Damn. I really wanted to enjoy this. The cover/blurb had a near-perfect over-the-top cold war propaganda type feel, promising b-grade horror story with a satiric edge.
I wanted to read about WASPS OF THE MUTANT AND MAN-EATING VARIETY! My entire body squirmed at the idea of BEING PARALYZED AND THEN EATEN ALIVE FROM THE INSIDE OUT BY WASP OFFSPRING. I loved the idea that it wasDEFINITELY AND TOTALLY NOT OUR FAULT.
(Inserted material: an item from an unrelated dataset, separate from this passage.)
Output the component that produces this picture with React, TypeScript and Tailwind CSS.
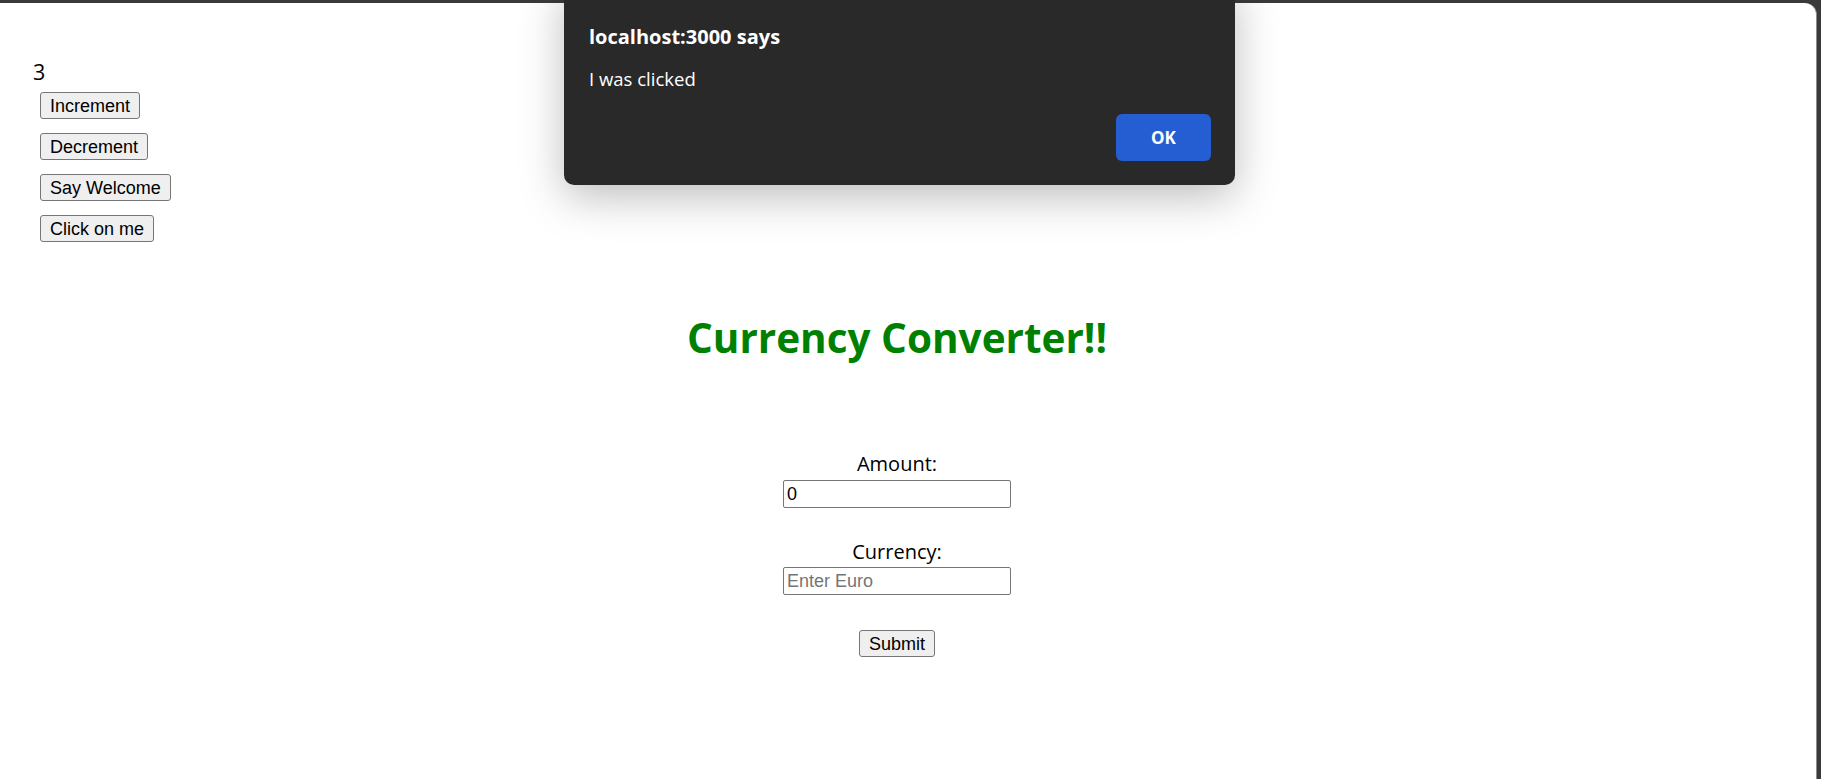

Unfortunately, operation: BLACKFLAG never really does more than scratch the surface, and Richard J. Kendrick never delivers on the promise of his tale. There are glimpses of b-grade brilliance early on, especially with eccentric scientist at the heart of it all, but that's all they are . . . glimpses. There's no real horror to the story, and none of the gore that I was expecting. Instead we get a rather pedestrian, if mildly absurd, SyFy sort of monster flick that never lives up to its potential. What could have been a tightly focused, intense bit of bloody horror is diluted by a pair of subplots, one silly and one cliched, that really add nothing to the tale. What's more, the tension that was established early on goes nowhere. I kept waiting for the pay-off from that early sting, just waiting for that dead hand to explode with baby wasps, but instead it just . . .well, gets a little better. There is one aerial combat scene near the end that delivers some thrills, but it's too little, too late to salvage this.
Like cold war propaganda itself, this was all hype and no substance.